Phase Sensitivity to Acoustic Pressure of Microstrustured Optical Fibers: A Comparison Study

Abstract

Recently, photonic crystal fibers (PCFs) have attracted many researchers because of their unique properties, and design flexibility that can’t be realized by conventional fibers. One of the fruitful areas of research is the optical fiber hydrophone. In this paper, the finite element solver (FES), COMSOL multiphysics, is used to study and compare the response to acoustic pressure of a hollow-core photonic band gap fiber (HC-PBF), a solid-core photonic crystal fiber (SC-PCF), and a conventional single-mode fiber (SMF) for different acoustic pressures in the frequency range from 10 kHz to 50 kHz. The key structural factors affect the sensitivity to acoustic pressure (S) of the microstructured fibers are studied and a mathematical formula describes the relation of S and the dominant structural factor is proposed.

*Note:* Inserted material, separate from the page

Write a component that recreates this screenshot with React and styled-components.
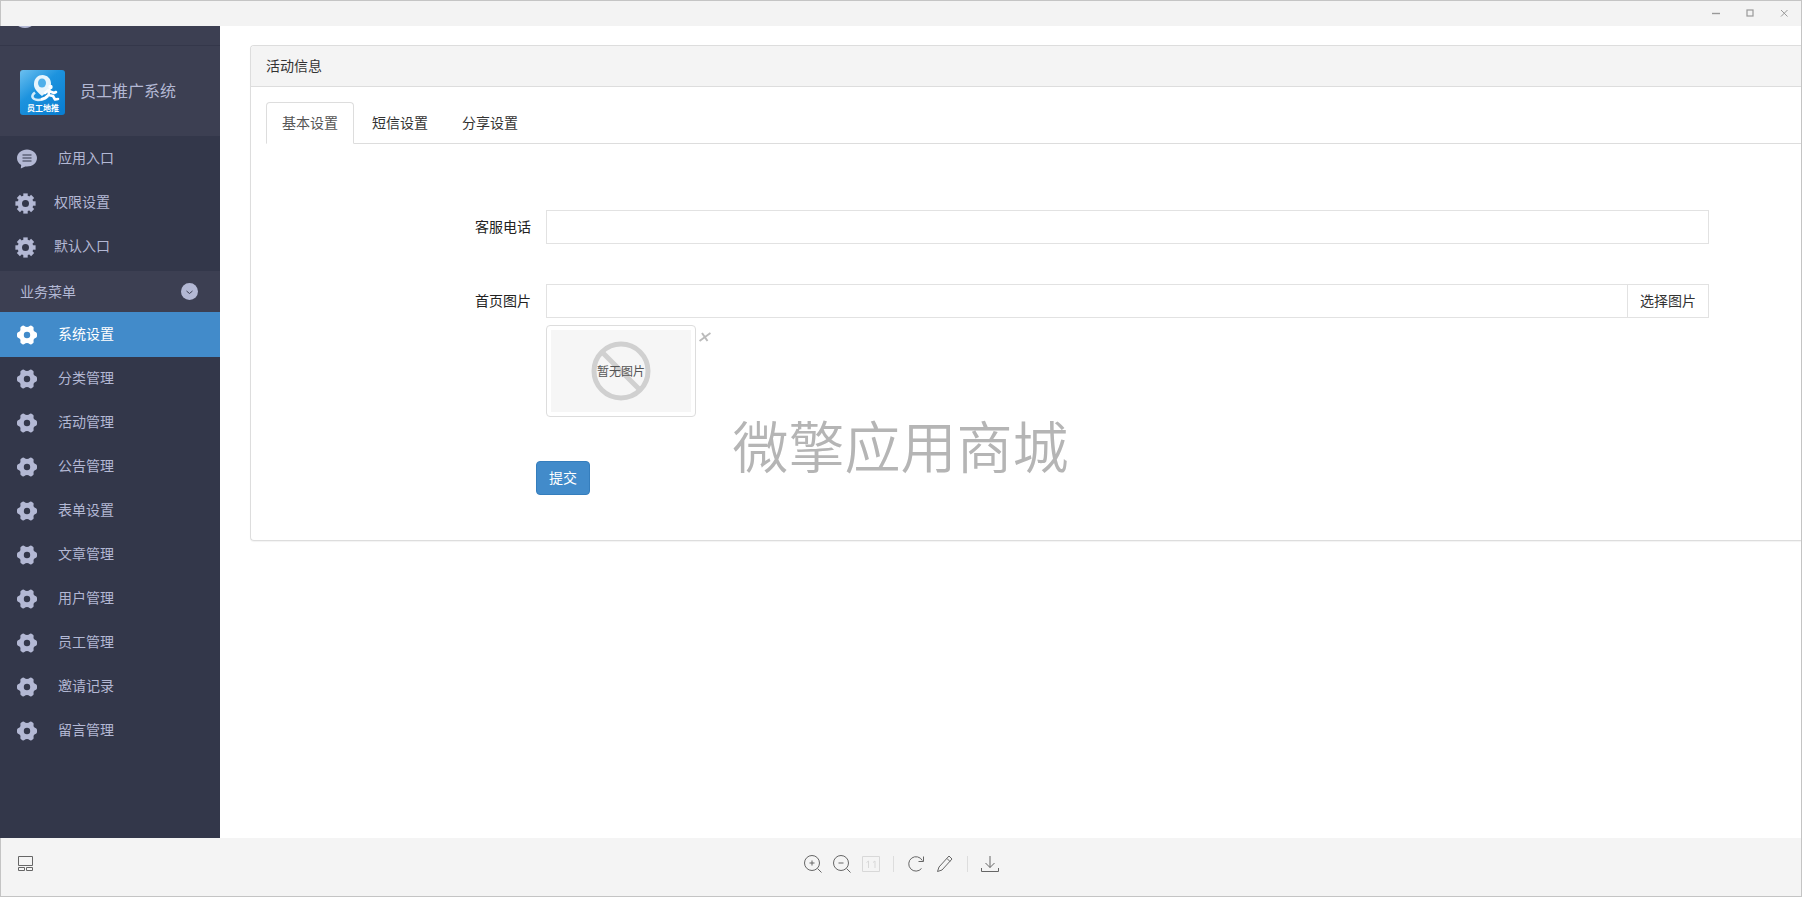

Simulation results of the investigated optical fibers show that the normalized responsivity (NR) of the HC-1550, LMA-5, and SMF are -344 dB, -367.5 dB, and -366 dB, respectively. The proposed simulation results are in good agreement with published theoretical and experimentally measured results. The proposed results indicate the significance of the HC-PBFs in the future hydrophone systems and are useful for the design of microstrustured optical fibers for sensing applications.